# Configurando Bootsplash no Gentoo.

## Kobal

O primeiro passo e aplicar o patch do Con Kolivas, pois foi o que tive sucesso para configurar o Bootsplash, http://members.optusnet.com.au/ckolivas/kernel/

Pra aplicar o patch e facil, coloque ele em /usr/src , descompacte com 

bunzip2  patch-2.6.7-ck5.bz2 .

Depois entre em /usr/src/linux e digite o comando 

patch -p1 <../patch-2.6.7-ck5,

pronto o patch ja foi aplicado. Agora vamos as opçoes no Kernel. 

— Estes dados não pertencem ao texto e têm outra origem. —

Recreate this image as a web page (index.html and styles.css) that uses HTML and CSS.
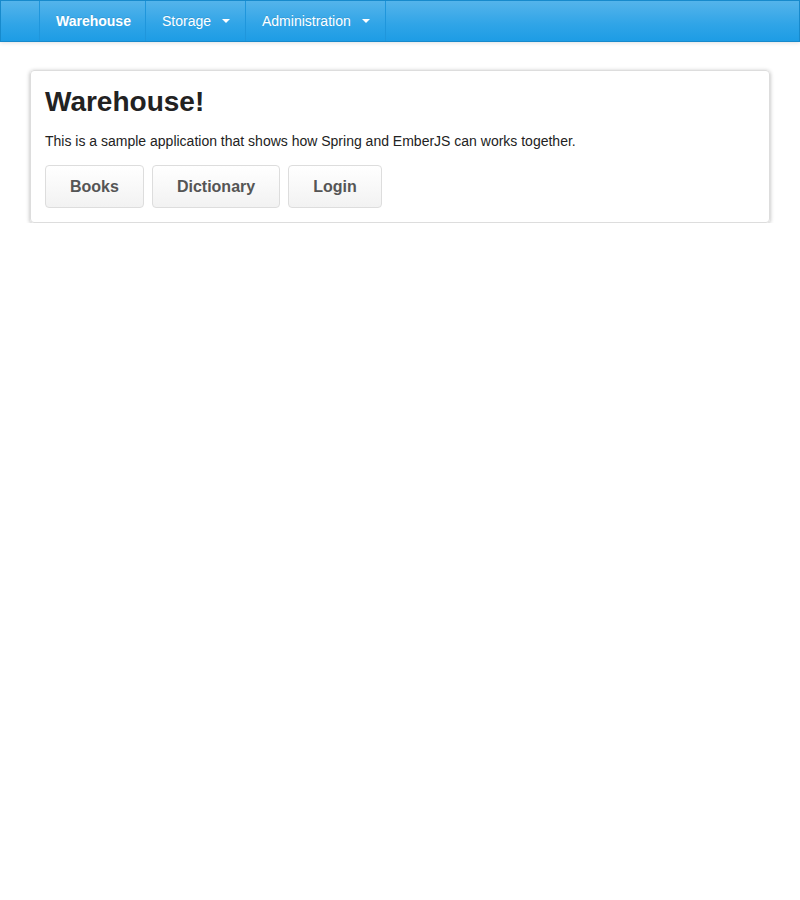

Code maturity level options  --->

    [*] Prompt for development and/or incomplete code/drivers

Processor type and features  --->

    [*] MTRR (Memory Type Range Register) support

Device Drivers  --->

    Block devices  --->

        <*> Loopback device support

        <*> RAM disk support

        (4096) Default RAM disk size

        [*]   Initial RAM disk (initrd) support

Graphics support  --->

    [*] Support for frame buffer devices

    [*]   VESA VGA graphics support

    Console display driver support  --->

        [*]   Video mode selection support

        <*> Framebuffer Console support

    Bootsplash configuration  --->

        [*] Bootup splash screen 

Agora compile o Kernel normalmente. 

make , make modules , make modules_install 

Apesar do patch CK ja ser preparado para o bootsplash, é necessario a instalação do mesmo. Vamos lá. 

ACCEPT_KEYWORDS="~x86" emerge bootsplash

etc-update

Copie esse comando , cole no seu xterm e precione enter:

/sbin/splash -s -f /etc/bootsplash/default/config/bootsplash-1024x768.cfg > /boot/initrd-1024x768

Depois digite: 

rc-update add bootsplash default

Agora vamos as opçoes do grub.conf, o meu ficou assim. 

# Sample boot menu configuration file

#

# Boot automatically after 30 secs.

timeout 30

# By default, boot the first entry.

default 0

# Fallback to the second entry.

fallback 1

# For booting GNU/Linux

title  GNU/Linux

root (hd0,0)

kernel /vmlinuz root=/dev/hda1 video=mtrr,vesafb:1024x768 vga=0x317 splash=silent

initrd=/boot/initrd-1024x768

# For installing GRUB into the hard disk

title Install GRUB into the hard disk

root    (hd0,0)

setup   (hd0)

Caso queria mais informações, 

https://forums.gentoo.org/viewtopic.php?t=49036

http://www.bootsplash.org/

----------

## Mythos

... nem sempre muitas para o hardened-dev-sources-2.6.7-r2 tive que sacar isto da página da bootsplash:

bootsplash-3.1.4-2.6.7-r2.diff

como não dá para fazer um simples patch...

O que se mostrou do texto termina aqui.